## Task prompt
Check each line of the material below, and copy it if it holds the string "this".

## Dataset extract
-- begin --

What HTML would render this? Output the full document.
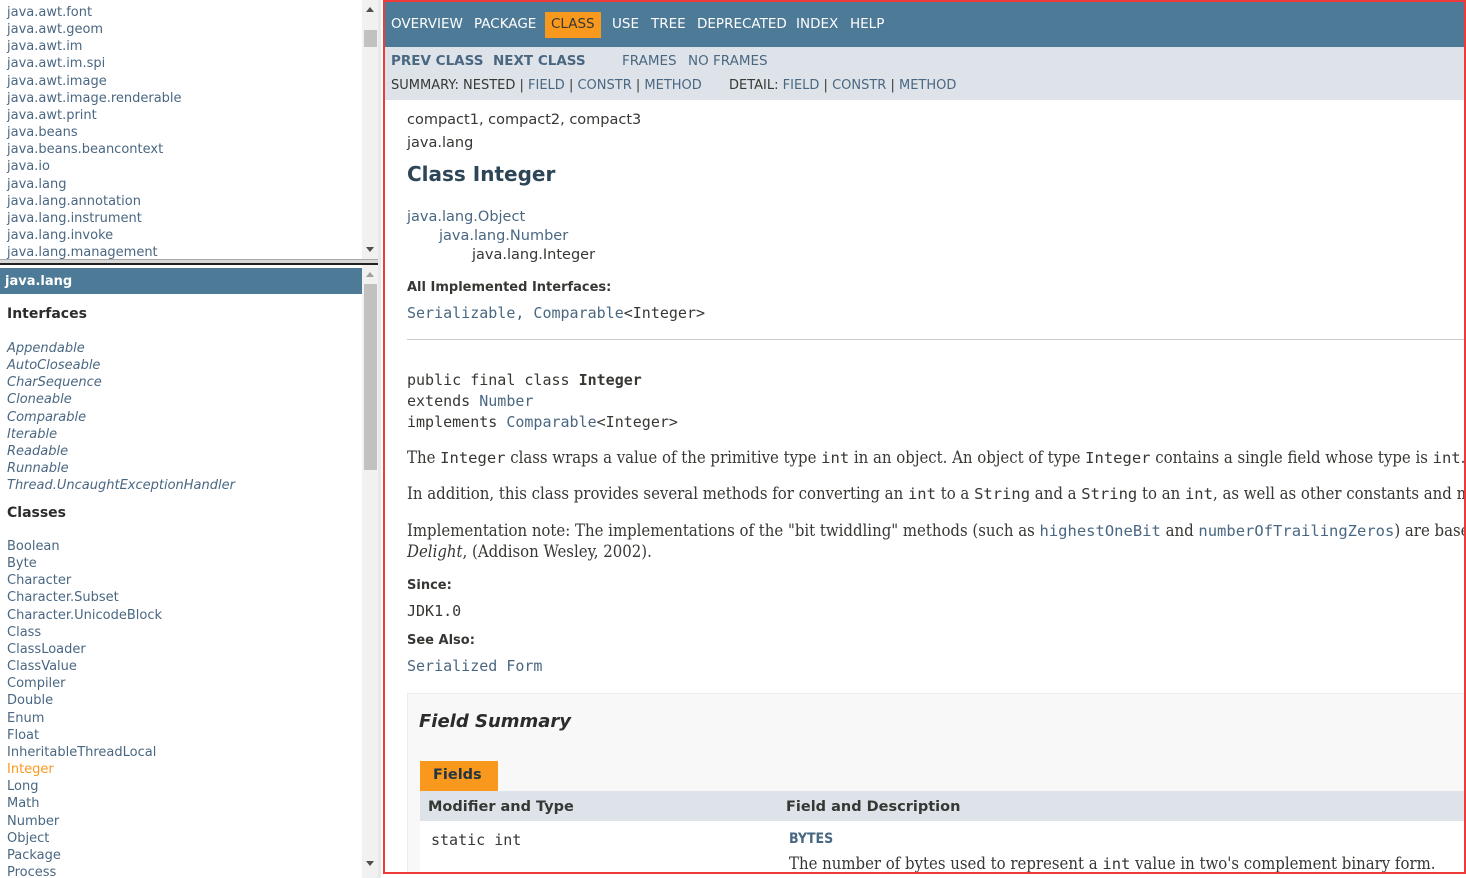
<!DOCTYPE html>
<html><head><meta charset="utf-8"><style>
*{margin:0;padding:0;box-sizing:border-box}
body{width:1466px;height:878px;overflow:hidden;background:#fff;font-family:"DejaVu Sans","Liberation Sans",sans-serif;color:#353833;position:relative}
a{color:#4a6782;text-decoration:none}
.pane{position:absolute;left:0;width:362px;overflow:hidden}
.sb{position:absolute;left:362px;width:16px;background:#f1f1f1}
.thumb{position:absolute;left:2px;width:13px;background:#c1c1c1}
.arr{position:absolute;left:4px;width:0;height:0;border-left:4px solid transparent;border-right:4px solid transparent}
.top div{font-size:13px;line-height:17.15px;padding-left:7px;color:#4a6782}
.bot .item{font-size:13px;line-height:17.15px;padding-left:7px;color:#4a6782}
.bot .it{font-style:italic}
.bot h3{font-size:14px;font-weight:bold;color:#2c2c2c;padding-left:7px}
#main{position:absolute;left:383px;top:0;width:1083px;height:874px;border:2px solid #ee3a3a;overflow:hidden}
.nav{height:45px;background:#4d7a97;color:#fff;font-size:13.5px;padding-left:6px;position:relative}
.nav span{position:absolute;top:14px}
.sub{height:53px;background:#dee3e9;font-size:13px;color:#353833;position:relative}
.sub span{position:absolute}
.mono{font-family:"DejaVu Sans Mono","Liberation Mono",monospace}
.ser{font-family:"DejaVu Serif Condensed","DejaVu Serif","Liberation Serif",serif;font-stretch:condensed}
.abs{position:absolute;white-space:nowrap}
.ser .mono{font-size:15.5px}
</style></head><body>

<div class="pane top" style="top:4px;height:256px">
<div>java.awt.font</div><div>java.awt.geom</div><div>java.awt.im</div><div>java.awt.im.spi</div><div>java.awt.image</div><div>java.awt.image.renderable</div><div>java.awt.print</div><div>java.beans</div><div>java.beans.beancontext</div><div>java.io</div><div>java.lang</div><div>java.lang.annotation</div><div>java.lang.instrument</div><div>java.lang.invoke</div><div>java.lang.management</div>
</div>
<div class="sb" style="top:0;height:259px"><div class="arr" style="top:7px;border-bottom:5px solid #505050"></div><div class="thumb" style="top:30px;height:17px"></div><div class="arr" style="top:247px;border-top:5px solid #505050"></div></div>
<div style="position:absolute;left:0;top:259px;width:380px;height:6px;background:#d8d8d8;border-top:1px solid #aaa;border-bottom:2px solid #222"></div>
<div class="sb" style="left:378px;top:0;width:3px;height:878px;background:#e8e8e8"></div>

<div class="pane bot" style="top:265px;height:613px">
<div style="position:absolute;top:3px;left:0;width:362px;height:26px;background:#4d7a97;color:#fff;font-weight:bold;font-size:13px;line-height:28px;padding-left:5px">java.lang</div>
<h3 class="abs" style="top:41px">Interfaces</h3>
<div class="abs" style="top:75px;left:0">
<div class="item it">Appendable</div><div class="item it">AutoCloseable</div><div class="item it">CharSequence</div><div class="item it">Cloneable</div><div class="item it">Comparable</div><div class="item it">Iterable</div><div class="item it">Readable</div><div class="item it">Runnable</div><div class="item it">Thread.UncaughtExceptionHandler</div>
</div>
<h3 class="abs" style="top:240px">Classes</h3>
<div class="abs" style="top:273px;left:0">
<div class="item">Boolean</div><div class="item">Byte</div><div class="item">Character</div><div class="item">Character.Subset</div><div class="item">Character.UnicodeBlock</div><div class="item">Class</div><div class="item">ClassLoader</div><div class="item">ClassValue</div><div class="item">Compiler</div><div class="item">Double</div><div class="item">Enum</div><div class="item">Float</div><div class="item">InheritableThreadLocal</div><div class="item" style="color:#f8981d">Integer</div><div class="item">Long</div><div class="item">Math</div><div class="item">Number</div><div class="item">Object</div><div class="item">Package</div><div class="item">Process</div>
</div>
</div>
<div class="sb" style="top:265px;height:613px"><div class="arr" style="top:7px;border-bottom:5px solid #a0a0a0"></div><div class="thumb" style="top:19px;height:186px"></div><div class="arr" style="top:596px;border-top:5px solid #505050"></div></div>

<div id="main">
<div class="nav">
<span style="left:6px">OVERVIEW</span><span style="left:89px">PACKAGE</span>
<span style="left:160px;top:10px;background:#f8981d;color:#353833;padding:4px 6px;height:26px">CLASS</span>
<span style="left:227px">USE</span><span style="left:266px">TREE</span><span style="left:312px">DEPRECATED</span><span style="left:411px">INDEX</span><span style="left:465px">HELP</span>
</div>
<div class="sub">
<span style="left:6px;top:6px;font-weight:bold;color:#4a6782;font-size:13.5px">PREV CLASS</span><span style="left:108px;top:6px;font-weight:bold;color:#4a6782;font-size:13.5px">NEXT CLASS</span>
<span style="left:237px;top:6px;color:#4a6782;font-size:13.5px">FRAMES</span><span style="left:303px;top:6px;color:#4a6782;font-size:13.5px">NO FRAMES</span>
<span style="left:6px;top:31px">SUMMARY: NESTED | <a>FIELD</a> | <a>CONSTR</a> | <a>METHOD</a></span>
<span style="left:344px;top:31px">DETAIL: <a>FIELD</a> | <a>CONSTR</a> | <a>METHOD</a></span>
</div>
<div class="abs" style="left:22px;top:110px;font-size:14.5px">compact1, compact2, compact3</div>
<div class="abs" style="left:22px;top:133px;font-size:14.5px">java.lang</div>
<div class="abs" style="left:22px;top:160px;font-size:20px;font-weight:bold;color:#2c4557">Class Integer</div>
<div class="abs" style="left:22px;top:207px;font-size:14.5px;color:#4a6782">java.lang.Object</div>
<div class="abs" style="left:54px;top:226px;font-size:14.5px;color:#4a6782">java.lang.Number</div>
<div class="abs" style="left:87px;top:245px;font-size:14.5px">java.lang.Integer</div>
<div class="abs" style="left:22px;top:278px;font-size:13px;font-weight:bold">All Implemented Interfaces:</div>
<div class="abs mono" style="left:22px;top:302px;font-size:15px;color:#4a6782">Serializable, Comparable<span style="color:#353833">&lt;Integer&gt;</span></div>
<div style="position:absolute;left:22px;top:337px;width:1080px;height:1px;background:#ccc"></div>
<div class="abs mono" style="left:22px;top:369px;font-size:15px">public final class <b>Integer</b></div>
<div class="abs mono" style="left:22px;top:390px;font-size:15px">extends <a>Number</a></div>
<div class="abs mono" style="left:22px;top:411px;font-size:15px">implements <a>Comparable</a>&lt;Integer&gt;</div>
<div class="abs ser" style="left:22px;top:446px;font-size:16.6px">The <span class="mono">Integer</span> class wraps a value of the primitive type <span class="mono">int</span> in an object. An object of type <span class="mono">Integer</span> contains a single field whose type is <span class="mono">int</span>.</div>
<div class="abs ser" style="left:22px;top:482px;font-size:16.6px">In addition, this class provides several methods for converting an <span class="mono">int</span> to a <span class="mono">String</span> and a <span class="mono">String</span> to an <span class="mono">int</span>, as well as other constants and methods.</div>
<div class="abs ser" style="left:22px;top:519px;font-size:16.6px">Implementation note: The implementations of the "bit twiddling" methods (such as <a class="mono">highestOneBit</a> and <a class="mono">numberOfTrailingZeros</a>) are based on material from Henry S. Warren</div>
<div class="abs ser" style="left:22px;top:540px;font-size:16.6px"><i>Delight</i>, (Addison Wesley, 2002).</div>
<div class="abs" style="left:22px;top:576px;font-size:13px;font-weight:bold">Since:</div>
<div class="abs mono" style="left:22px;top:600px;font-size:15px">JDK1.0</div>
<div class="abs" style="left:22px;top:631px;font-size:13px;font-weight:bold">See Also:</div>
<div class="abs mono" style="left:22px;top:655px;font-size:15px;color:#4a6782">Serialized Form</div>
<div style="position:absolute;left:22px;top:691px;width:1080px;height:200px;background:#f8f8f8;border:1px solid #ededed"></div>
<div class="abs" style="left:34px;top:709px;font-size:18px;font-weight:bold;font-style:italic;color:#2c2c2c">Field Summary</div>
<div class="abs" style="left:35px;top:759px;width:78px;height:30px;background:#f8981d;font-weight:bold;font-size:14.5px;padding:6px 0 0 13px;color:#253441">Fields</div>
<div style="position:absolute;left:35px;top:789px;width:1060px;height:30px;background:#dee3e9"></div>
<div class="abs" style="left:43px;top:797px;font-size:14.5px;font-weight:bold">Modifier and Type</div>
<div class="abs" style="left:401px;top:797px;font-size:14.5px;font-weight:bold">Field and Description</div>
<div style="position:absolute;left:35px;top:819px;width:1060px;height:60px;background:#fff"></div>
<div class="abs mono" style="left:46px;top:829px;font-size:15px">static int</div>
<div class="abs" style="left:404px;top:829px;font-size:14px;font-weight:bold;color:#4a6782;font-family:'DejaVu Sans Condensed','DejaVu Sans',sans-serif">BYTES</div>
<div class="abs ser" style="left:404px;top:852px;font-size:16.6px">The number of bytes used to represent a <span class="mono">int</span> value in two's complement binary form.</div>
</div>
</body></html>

-- end --

## Right answer
What HTML would render this? Output the full document.
<div class="abs ser" style="left:22px;top:482px;font-size:16.6px">In addition, this class provides several methods for converting an <span class="mono">int</span> to a <span class="mono">String</span> and a <span class="mono">String</span> to an <span class="mono">int</span>, as well as other constants and methods.</div>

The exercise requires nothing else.